Death Without Mercy shows a TV ad that aired in Turkey sometime before the quake that cheerfully told people they could get an amnesty for their improperly built or zoned structures if they came forward. “In the ad the government is calling for contractors and people to go register their wrong building codes and pay a fine without really correcting them,” Al-Kateab explains. “If they come and register, it’s okay.”
Can there ever be full accountability for such a staggering loss of life? What would accountability look like?
“There’s a lawyer in the film who says something about they can rebuild and they can give people compensation for this… But will this bring the people back? Will this make the pain that everyone went through disappear?” Al-Kateab asks. “I don’t think there’s anything really that will equal justice. That doesn’t mean we should not keep fighting and trying to bring these people [to] accountability… But even for Fuad and Fadi — Fadi lost all his family, 13 members of his family. What on earth could happen for him to feel okay? There’s no way. But at least we can maybe reduce a little bit of this pain if he knows that the people who are responsible for this, they are under accountability — and not just the builders or the people who really worked on [construction]. It’s the whole system, it’s the whole government. Everyone is responsible.”
By and large, people in the West paid little attention to the quake. Death Without Mercy, which will begin streaming on Paramount+ later this year, brings home the reality of what happened for viewers who either never realized or simply forgot.
“The world moved on,” Al-Kateab says, adding that those affected by the disaster cannot forget, even if they might hope to. “Even me, I didn’t lose anyone in the earthquake, but I know these people, they mean a lot to me, and they could be my parents who were there or my sister. So we don’t want to move on. We want people to come and sit down and relive this and understand this and try to do something for the rest of these people.”

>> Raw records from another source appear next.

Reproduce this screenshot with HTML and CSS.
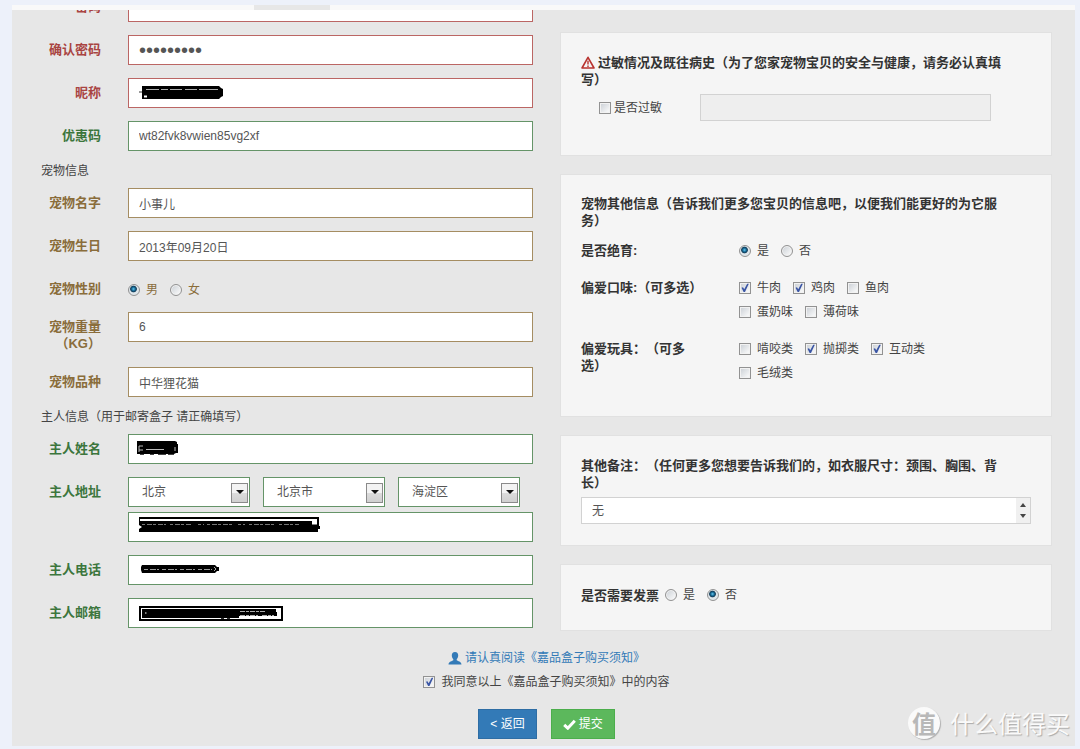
FILE: index.html
```html
<!DOCTYPE html>
<html lang="zh-CN">
<head>
<meta charset="utf-8">
<title>嘉品盒子</title>
<link rel="stylesheet" href="styles.css">
</head>
<body>
<nav class="nav-strip"><span class="nav-tab"></span></nav>
<form class="sheet">
  <div class="columns">
    <div class="fields">
      <div class="row error">
        <label class="row-label" for="pwd">密码</label>
        <div class="control"><input class="text" id="pwd" type="password"></div>
      </div>
      <div class="row error">
        <label class="row-label" for="pwd2">确认密码</label>
        <div class="control"><input class="text password" id="pwd2" type="password" value="123456789"></div>
      </div>
      <div class="row error">
        <label class="row-label" for="nick">昵称</label>
        <div class="control"><input class="text" id="nick" type="text">
          <svg class="ink" width="200" height="30" viewBox="0 0 200 30" aria-hidden="true"><path d="M14 8H91L93 10 95 11V18L93 19 91 21H14Z"/><path d="M11 14H14" stroke="#333"/><path d="M18 11.5H31M33 11.5H40M42 11.5H54M57 11.5H69M71 11.5H90" stroke="#aaa"/><path d="M16 18.500H19" stroke="#fff" stroke-width="2"/></svg>
        </div>
      </div>
      <div class="row success">
        <label class="row-label" for="code">优惠码</label>
        <div class="control"><input class="text" id="code" type="text" value="wt82fvk8vwien85vg2xf"></div>
      </div>

      <h2 class="section">宠物信息</h2>
      <div class="row warning">
        <label class="row-label" for="pet">宠物名字</label>
        <div class="control"><input class="text" id="pet" type="text" value="小事儿"></div>
      </div>
      <div class="row warning">
        <label class="row-label" for="birth">宠物生日</label>
        <div class="control"><input class="text" id="birth" type="text" value="2013年09月20日"></div>
      </div>
      <div class="row warning" role="radiogroup" aria-labelledby="sex">
        <span class="row-label" id="sex">宠物性别</span>
        <div class="control options sex">
          <label class="option"><input class="radio" type="radio" name="sex" checked>男</label>
          <label class="option"><input class="radio" type="radio" name="sex">女</label>
        </div>
      </div>
      <div class="row warning">
        <label class="row-label" for="weight">宠物重量（KG）</label>
        <div class="control"><input class="text" id="weight" type="text" value="6"></div>
      </div>
      <div class="row warning">
        <label class="row-label" for="breed">宠物品种</label>
        <div class="control"><input class="text" id="breed" type="text" value="中华狸花猫"></div>
      </div>

      <h2 class="section">主人信息（用于邮寄盒子 请正确填写）</h2>
      <div class="row success">
        <label class="row-label" for="owner">主人姓名</label>
        <div class="control"><input class="text" id="owner" type="text">
          <svg class="ink" width="200" height="30" viewBox="0 0 200 30" aria-hidden="true"><path d="M9 7H47L49 8V10H50V19H48L46 20H9Z"/><path d="M11 12H15M11 16H15M11 12V18M18 15.500H36M47 13V17" stroke="#bbb" fill="none"/><path d="M12 20.500H16M22 20.500H26M30 20.500H38M40 20.500H46" stroke="#444"/></svg>
        </div>
      </div>
      <div class="row success">
        <label class="row-label" for="province">主人地址</label>
        <div class="control address">
          <div class="selects">
            <span class="select-box"><select class="select" id="province"><option>北京</option></select></span>
            <span class="select-box"><select class="select" aria-label="城市"><option>北京市</option></select></span>
            <span class="select-box"><select class="select" aria-label="区县"><option>海淀区</option></select></span>
          </div>
          <div class="control"><input class="text" type="text" aria-label="详细地址">
            <svg class="ink" width="200" height="30" viewBox="0 0 200 30" aria-hidden="true"><path d="M11 5H191V14H192V17H190V20H11V17L14 15 11 13Z"/><path d="M12 7H189V12.500H184V9H12Z" fill="#fff"/><path d="M14 12.500H38M42 12.500H63M70 12.500H76M79 12.500H104M110 12.500H117M121 12.500H147M151 12.500H171" stroke="#777" stroke-dasharray="3 2 5 1"/></svg>
          </div>
        </div>
      </div>
      <div class="row success">
        <label class="row-label" for="phone">主人电话</label>
        <div class="control"><input class="text" id="phone" type="text">
          <svg class="ink" width="200" height="30" viewBox="0 0 200 30" aria-hidden="true"><path d="M14 10H87L89 12H91V16H89L87 18H14L13 15V12Z"/><path d="M16 14.500H84" stroke="#999" stroke-dasharray="4 2 6 1 2 3"/><path d="M86 12L88 14 86 16" stroke="#aaa" fill="none"/></svg>
        </div>
      </div>
      <div class="row success">
        <label class="row-label" for="mail">主人邮箱</label>
        <div class="control"><input class="text" id="mail" type="text">
          <svg class="ink" width="200" height="30" viewBox="0 0 200 30" aria-hidden="true"><path d="M12 9H154V22H12Z" fill="#fff" stroke="#000" stroke-width="2"/><path d="M14 11H148V14H149V18H111V20H14Z"/><path d="M112 13.500H138M112 17.500H130M134 17.500H146" stroke="#aaa" stroke-dasharray="5 1 3 1"/><path d="M17 15H18.500" stroke="#fff"/><path d="M93 20.500H96M99 20.500H102" stroke="#333"/></svg>
        </div>
      </div>
    </div>

    <div class="panels">
      <section class="panel allergy">
        <h3 class="panel-title"><svg class="warn" width="14" height="13" viewBox="0 0 14 13" aria-hidden="true"><path d="M7 1.300L13 12H1Z" fill="none" stroke="#b8332f" stroke-width="1.600" stroke-linejoin="round"/><path d="M7 4.800V8.500M7 9.500V11" stroke="#b8332f" stroke-width="1.400"/></svg>过敏情况及既往病史（为了您家宠物宝贝的安全与健康，请务必认真填写）</h3>
        <div class="allergy-row">
          <label class="option tight"><input class="check" type="checkbox">是否过敏</label>
          <input class="text disabled" type="text" aria-label="过敏情况" disabled>
        </div>
      </section>

      <section class="panel other">
        <h3 class="panel-title">宠物其他信息（告诉我们更多您宝贝的信息吧，以便我们能更好的为它服务）</h3>
        <div class="choice-row" role="radiogroup" aria-labelledby="spay">
          <span class="choice-label" id="spay">是否绝育:</span>
          <div class="options">
            <label class="option"><input class="radio" type="radio" name="spay" checked>是</label>
            <label class="option"><input class="radio" type="radio" name="spay">否</label>
          </div>
        </div>
        <div class="choice-row" role="group" aria-labelledby="taste">
          <span class="choice-label" id="taste">偏爱口味:（可多选）</span>
          <div class="options">
            <label class="option"><input class="check" type="checkbox" checked>牛肉</label>
            <label class="option"><input class="check" type="checkbox" checked>鸡肉</label>
            <label class="option"><input class="check" type="checkbox">鱼肉</label>
            <label class="option"><input class="check" type="checkbox">蛋奶味</label>
            <label class="option"><input class="check" type="checkbox">薄荷味</label>
          </div>
        </div>
        <div class="choice-row" role="group" aria-labelledby="toy">
          <span class="choice-label" id="toy">偏爱玩具：（可多选）</span>
          <div class="options">
            <label class="option"><input class="check" type="checkbox">啃咬类</label>
            <label class="option"><input class="check" type="checkbox" checked>抛掷类</label>
            <label class="option"><input class="check" type="checkbox" checked>互动类</label>
            <label class="option"><input class="check" type="checkbox">毛绒类</label>
          </div>
        </div>
      </section>

      <section class="panel">
        <h3 class="panel-title"><label for="note">其他备注：（任何更多您想要告诉我们的，如衣服尺寸：颈围、胸围、背长）</label></h3>
        <div class="note-box">
          <textarea class="note" id="note" rows="1">无</textarea>
          <span class="scroller" aria-hidden="true"><svg width="6" height="4" viewBox="0 0 6 4"><path d="M0 4L3 0 6 4Z"/></svg><svg width="6" height="4" viewBox="0 0 6 4"><path d="M0 0L3 4 6 0Z"/></svg></span>
        </div>
      </section>

      <section class="panel invoice" role="radiogroup" aria-labelledby="invoice">
        <span class="choice-label" id="invoice">是否需要发票</span>
        <label class="option"><input class="radio" type="radio" name="invoice">是</label>
        <label class="option"><input class="radio" type="radio" name="invoice" checked>否</label>
      </section>
    </div>
  </div>

  <footer class="finish">
    <a class="terms" href="#"><svg width="14" height="13" viewBox="0 0 14 13" aria-hidden="true"><path d="M7 0C9.200 0 10.300 1.500 10.200 3.600C10.100 5.200 9.500 6.500 8.700 7.200V8.300C9.500 9.200 13.500 9.500 13.500 12.500H.5C.5 9.500 4.500 9.200 5.300 8.300V7.200C4.500 6.500 3.900 5.200 3.800 3.600C3.700 1.500 4.800 0 7 0Z" fill="#337ab7"/></svg>请认真阅读《嘉品盒子购买须知》</a>
    <label class="option agree"><input class="check" type="checkbox" checked>我同意以上《嘉品盒子购买须知》中的内容</label>
    <div class="buttons">
      <button class="btn back" type="button">&lt; 返回</button>
      <button class="btn submit" type="submit"><svg width="13" height="11" viewBox="0 0 13 11" aria-hidden="true"><path d="M1.200 5.800L4.800 9.200 11.800 1.800" fill="none" stroke="#fff" stroke-width="3"/></svg>提交</button>
    </div>
  </footer>
</form>
<div class="watermark"><span class="seal">值</span>什么值得买</div>
</body>
</html>
```

FILE: styles.css
```css
* { box-sizing: border-box; }

body {
  margin: 0;
  padding: 5px 5px 3px 12px;
  background: #edf1fa;
  color: #444;
  font: 12px/18px "Liberation Sans", "Noto Sans CJK SC", sans-serif;
  text-spacing-trim: space-all;
  position: relative;
}

input, select, textarea, button { font: inherit; color: inherit; margin: 0; }

.nav-strip { display: flex; height: 5px; padding-left: 242px; background: #f9f9f9; }
.nav-tab { width: 76px; background: #e7e7e7; }

.sheet {
  padding: 0 23px 7px 29px;
  background: #e7e7e7;
  overflow: hidden;
}

.columns { display: grid; grid-template-columns: 1fr 1fr; gap: 27px; }

/* left column */
.fields { margin-top: -18px; }
.row {
  display: grid;
  grid-template-columns: 60px 1fr;
  column-gap: 27px;
  margin-bottom: 13px;
}
.row-label {
  padding: 6px 0 2px;
  font-size: 13px;
  font-weight: bold;
  line-height: 17px;
  text-align: right;
}
.error { color: #a94442; --line: #bb6664; }
.success { color: #3c763d; --line: #659468; }
.warning { color: #8a6d3b; --line: #a58d62; }

.control { position: relative; }
.text {
  display: block;
  width: 100%;
  height: 30px;
  padding: 0 10px;
  border: 1px solid var(--line);
  border-radius: 0;
  background: #fff;
  color: #555;
}
.password { font-family: "Liberation Sans", sans-serif; font-size: 20px; }
.ink { position: absolute; left: 0; top: 0; }

.section { margin: 0 0 10px; font-size: 12px; font-weight: normal; line-height: 14px; }

.address { display: grid; gap: 5px; }
.selects { display: grid; grid-template-columns: repeat(3, 1fr); gap: 13px; padding-right: 13px; }
.select-box { position: relative; display: block; }
.select {
  appearance: none;
  display: block;
  width: 100%;
  height: 30px;
  padding: 0 13px;
  border: 1px solid var(--line);
  border-radius: 0;
  background: #fff;
  color: #555;
}
.select-box::before {
  content: "";
  position: absolute;
  right: 2px;
  top: 6px;
  width: 15px;
  height: 18px;
  border: 1px solid #8a8a8a;
  background: linear-gradient(#f3f3f3 50%, #dcdcdc 50%, #d0d0d0);
  pointer-events: none;
}
.select-box::after {
  content: "";
  position: absolute;
  right: 6px;
  top: 13px;
  border: solid transparent;
  border-width: 4px 4px 0;
  border-top-color: #111;
  pointer-events: none;
}

/* tick boxes and radios */
.options { display: flex; flex-wrap: wrap; column-gap: 12px; }
.option { display: inline-flex; align-items: center; gap: 6px; line-height: 24px; }
.tight { gap: 3px; }
.sex { padding-top: 7px; }
.sex .option { line-height: 18px; }
.check, .radio {
  appearance: none;
  flex: none;
  width: 12px;
  height: 12px;
  border: 1px solid #929292;
  background: linear-gradient(135deg, #c9ced4, #f4f5f6 80%);
  box-shadow: inset 0 0 0 1px #f2f2f2;
}
.check:checked::before {
  content: "";
  display: block;
  width: 10px;
  height: 10px;
  background: #3a55a4;
  clip-path: polygon(15% 48%, 30% 42%, 42% 62%, 72% 8%, 88% 8%, 50% 90%, 36% 90%);
}
.radio { border-radius: 50%; }
.radio:checked {
  background: radial-gradient(circle at 45% 40%, #6cc8ee 0, #19729f 20%, #123a56 36%, #dfe6ea 46%);
  box-shadow: none;
}

/* right column */
.panels { display: flex; flex-direction: column; gap: 18px; padding-top: 22px; }
.panel { padding: 21px 20px; border: 1px solid #e1e1e1; background: #f5f5f5; }
.allergy { padding-bottom: 34px; }
.other { padding: 20px 20px 31px; }
.panel-title, .choice-label { color: #333; font-size: 13px; font-weight: bold; line-height: 17px; }
.panel-title { margin: 0 0 6px; padding-right: 24px; }
.other .panel-title { margin-bottom: 10px; }
.warn { margin-right: 3px; vertical-align: -2px; }

.allergy-row {
  display: grid;
  grid-template-columns: 101px 1fr;
  padding: 0 40px 0 18px;
}
.disabled { --line: #d2d2d2; height: 27px; background: #eee; }

.choice-row { display: grid; grid-template-columns: 124px 205px; gap: 34px; }
.choice-row + .choice-row { margin-top: 13px; }
.choice-row .choice-label { padding-top: 3px; }

.note-box { display: flex; height: 27px; border: 1px solid #d2d2d2; background: #fff; }
.note {
  flex: 1;
  height: 25px;
  padding: 4px 10px;
  border: 0;
  background: none;
  color: #555;
  resize: none;
  overflow: hidden;
}
.scroller {
  display: flex;
  flex-direction: column;
  align-items: center;
  justify-content: space-between;
  width: 14px;
  padding: 5px 0;
  background: #f0f0f0;
  fill: #444;
}

.invoice { display: flex; align-items: center; padding-top: 18px; padding-bottom: 23px; }
.invoice .option { margin: 0 12px 0 0; }
.invoice .choice-label { margin-right: 6px; }

/* bottom */
.finish { display: flex; flex-direction: column; align-items: center; padding-top: 8px; }
.terms { display: flex; align-items: center; gap: 3px; color: #337ab7; text-decoration: none; }
.agree { margin-top: 3px; }
.buttons { display: flex; gap: 14px; margin-top: 15px; }
.btn {
  display: flex;
  align-items: center;
  gap: 3px;
  height: 30px;
  padding: 0 11px;
  border: 1px solid;
  color: #fff;
}
.back { border-color: #2e6da4; background: #337ab7; }
.submit { border-color: #4cae4c; background: #5cb85c; }

/* site mark in the corner */
.watermark {
  position: absolute;
  right: 10px;
  bottom: 10px;
  display: flex;
  align-items: center;
  gap: 10px;
  color: #fafafa;
  font: 24px/32px "Noto Sans CJK SC", sans-serif;
  text-shadow: 1px 1px 1px #aaa;
  pointer-events: none;
}
.seal {
  width: 32px;
  height: 32px;
  border-radius: 50%;
  background: #fafafa;
  box-shadow: 1px 1px 1px #b0b0b0;
  color: #b8b8b8;
  font-weight: bold;
  text-align: center;
  text-shadow: none;
}
```
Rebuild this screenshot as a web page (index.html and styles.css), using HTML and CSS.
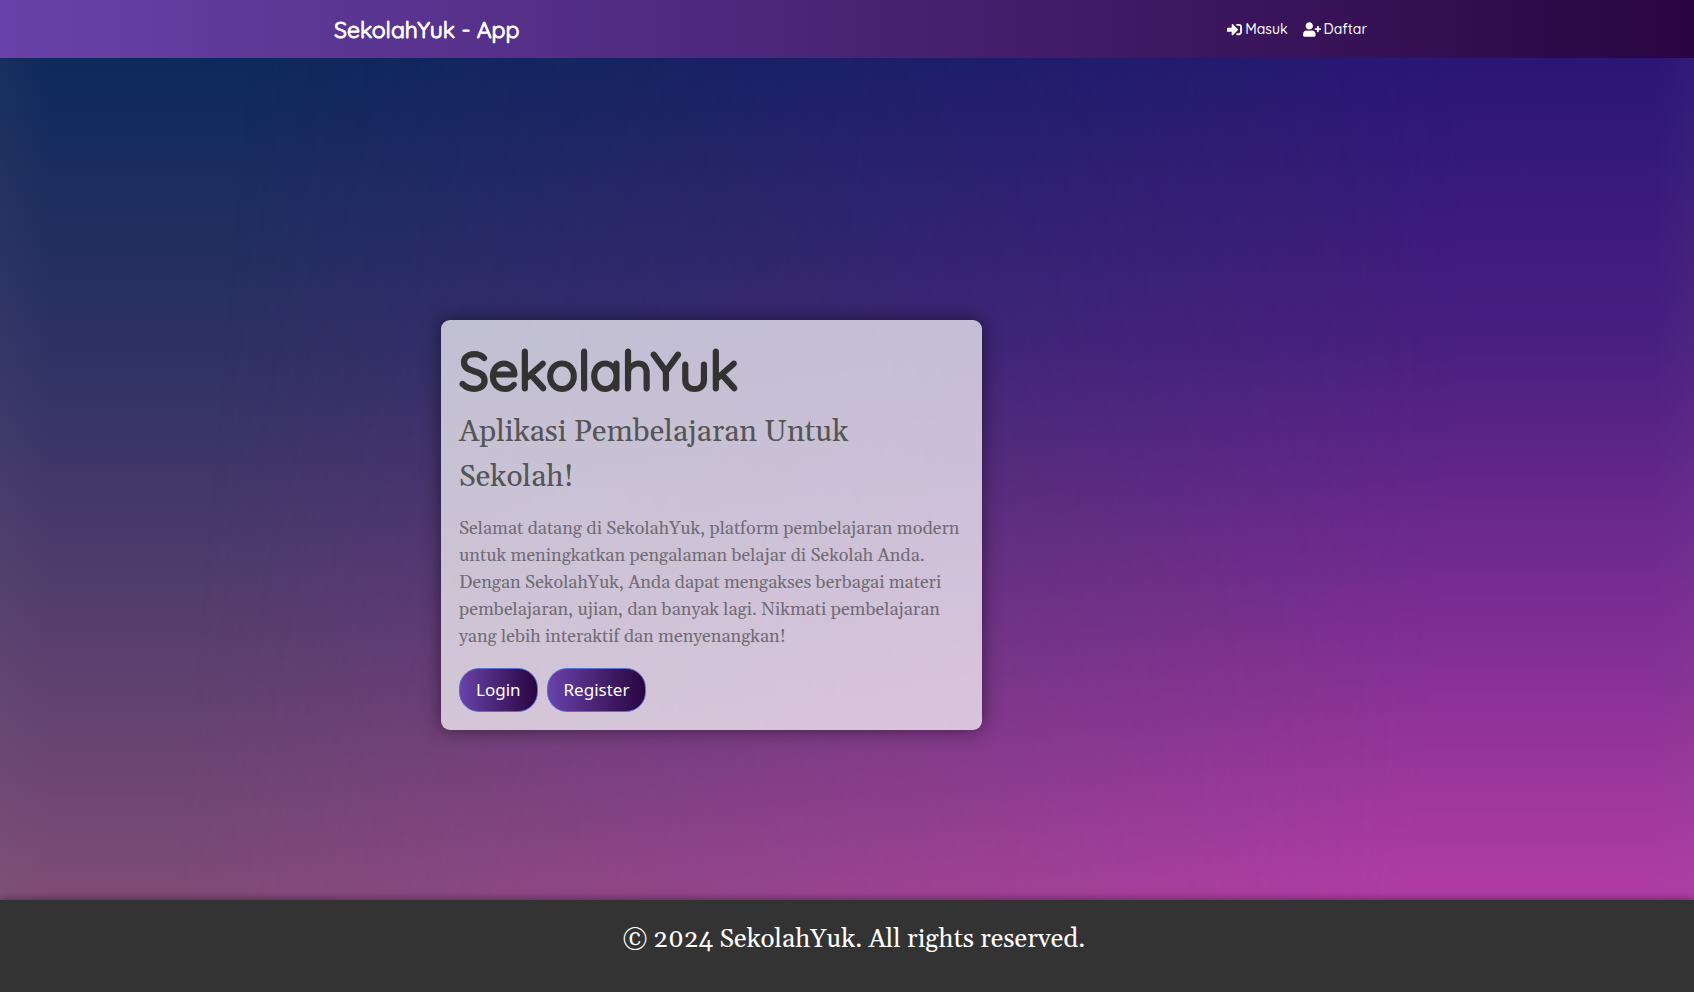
FILE: index.html
```html
<!DOCTYPE html>
<html lang="id">
<head>
<meta charset="utf-8">
<meta name="viewport" content="width=device-width, initial-scale=1">
<title>SekolahYuk - App</title>
<link rel="stylesheet" href="styles.css">
</head>
<body>
<header class="navbar">
  <nav class="navbar-inner">
    <a class="brand" href="#">SekolahYuk - App</a>
    <div class="nav-links">
      <a class="nav-link" href="#masuk">
        <svg class="icon" viewBox="0 0 512 512" width="15" height="15" aria-hidden="true"><path d="M416 448h-84c-6.600 0-12-5.400-12-12v-40c0-6.600 5.400-12 12-12h84c17.700 0 32-14.300 32-32V160c0-17.700-14.300-32-32-32h-84c-6.600 0-12-5.400-12-12V76c0-6.600 5.400-12 12-12h84c53 0 96 43 96 96v192c0 53-43 96-96 96zm-47-201L201 79c-15-15-41-4.500-41 17v96H24c-13.300 0-24 10.700-24 24v96c0 13.300 10.700 24 24 24h136v96c0 21.500 26 32 41 17l168-168c9.300-9.400 9.300-24.600 0-34z"/></svg>
        <span>Masuk</span>
      </a>
      <a class="nav-link" href="#daftar">
        <svg class="icon" viewBox="0 0 640 512" width="18" height="15" aria-hidden="true"><path d="M624 208h-64v-64c0-8.800-7.200-16-16-16h-32c-8.800 0-16 7.200-16 16v64h-64c-8.800 0-16 7.200-16 16v32c0 8.800 7.200 16 16 16h64v64c0 8.800 7.200 16 16 16h32c8.800 0 16-7.200 16-16v-64h64c8.800 0 16-7.200 16-16v-32c0-8.800-7.200-16-16-16zm-400 48c70.700 0 128-57.300 128-128S294.700 0 224 0 96 57.300 96 128s57.300 128 128 128zm89.600 32h-16.700c-22.200 10.200-46.900 16-72.900 16s-50.600-5.800-72.900-16h-16.700C60.200 288 0 348.200 0 422.400V464c0 26.500 21.500 48 48 48h352c26.500 0 48-21.500 48-48v-41.600c0-74.200-60.200-134.400-134.400-134.400z"/></svg>
        <span>Daftar</span>
      </a>
    </div>
  </nav>
</header>
<main class="hero">
  <div class="hero-inner">
    <section class="card">
      <h1 class="title">SekolahYuk</h1>
      <p class="subtitle">Aplikasi Pembelajaran Untuk Sekolah!</p>
      <p class="lead">Selamat datang di SekolahYuk, platform pembelajaran modern untuk meningkatkan pengalaman belajar di Sekolah Anda. Dengan SekolahYuk, Anda dapat mengakses berbagai materi pembelajaran, ujian, dan banyak lagi. Nikmati pembelajaran yang lebih interaktif dan menyenangkan!</p>
      <div class="actions">
        <button class="btn" type="button">Login</button>
        <button class="btn" type="button">Register</button>
      </div>
    </section>
  </div>
</main>
<footer class="footer">
  <p class="copyright">© 2024 SekolahYuk. All rights reserved.</p>
</footer>
</body>
</html>
```
FILE: styles.css
```css
* {
  box-sizing: border-box;
}

body {
  margin: 0;
  min-height: 100vh;
  display: flex;
  flex-direction: column;
  font-family: Georgia, Gelasio, "Liberation Serif", serif;
}

.navbar {
  background: linear-gradient(to right, #6842a8, #2a0541);
}

.navbar-inner {
  display: flex;
  align-items: center;
  justify-content: space-between;
  max-width: 1040px;
  min-height: 58px;
  margin: 0 auto;
  padding-left: 7px;
  font-family: Quicksand, Lato, sans-serif;
}

.brand {
  color: #fff;
  font-size: 23px;
  font-weight: 400;
  text-decoration: none;
  -webkit-text-stroke: 1px currentColor;
}

.nav-links {
  display: flex;
  gap: 15px;
}

.nav-link {
  display: flex;
  align-items: center;
  gap: 3px;
  color: #fff;
  font-size: 14px;
  font-weight: 500;
  line-height: 18px;
  text-decoration: none;
}

.icon {
  fill: currentColor;
}

.hero {
  position: relative;
  z-index: 0;
  flex: 1;
  display: flex;
  align-items: center;
  padding: 92px 16px 0;
  background: linear-gradient(#0e295b, #313265 37%, #5a3f6e 70%, #804c77);
}

.hero::before {
  content: "";
  position: absolute;
  inset: 0;
  z-index: -1;
  background: linear-gradient(#2a1676, #4b1f82 35%, #8a3197 75%, #b23da6);
  -webkit-mask-image: linear-gradient(95deg, transparent 14%, #000 84%);
  mask-image: linear-gradient(95deg, transparent 14%, #000 84%);
}

.hero::after {
  content: "";
  position: absolute;
  inset: 0;
  z-index: -1;
  background: linear-gradient(to right, rgba(120, 120, 140, 0.08), transparent 50px, transparent calc(100% - 40px), rgba(120, 120, 140, 0.06));
}

.hero-inner {
  width: 100%;
  max-width: 812px;
  margin: 0 auto;
}

.card {
  max-width: 541px;
  padding: 18px;
  border-radius: 9px;
  background: rgba(255, 255, 255, 0.7);
  box-shadow: 0 0 18px rgba(0, 0, 0, 0.5);
}

.title {
  margin: 0 0 8px;
  color: #333;
  font-family: Quicksand, Lato, sans-serif;
  font-size: 53px;
  font-weight: 400;
  line-height: 64px;
  -webkit-text-stroke: 3px currentColor;
}

.subtitle {
  margin: 0 0 15px;
  color: #555;
  font-size: 30px;
  line-height: 45px;
}

.lead {
  margin: 0 0 18px;
  color: #706c74;
  font-size: 18px;
  line-height: 27px;
}

.actions {
  display: flex;
  gap: 9px;
}

.btn {
  padding: 9px 16px;
  border: 1px solid #5570d0;
  border-radius: 20px;
  background: linear-gradient(to right, #6842a8, #2a0541);
  color: #fff;
  font-family: "Segoe UI", "Noto Sans", sans-serif;
  font-size: 17px;
  line-height: 24px;
}

.footer {
  position: relative;
  padding: 22px 14px 34px 28px;
  background: #333;
  box-shadow: 0 0 9px rgba(0, 0, 0, 0.5);
  text-align: center;
}

.copyright {
  margin: 0;
  color: #fff;
  font-size: 26px;
  line-height: 36px;
}
```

A there is the strong possibility that another disaster could happen. “The conversation of the earthquake in Turkey, specifically, it’s not finished,” Al-Kateab insists. “They’re talking about [the potential for] a much bigger one in Istanbul, where Fuad lives now, for example, because he can’t go be back to Antakya. So, it’s not something that happened and we have to move on and find our new life. This could happen again. There could be another disaster around the world. It is our responsibility whether we like it or not. We all have to do something about this.”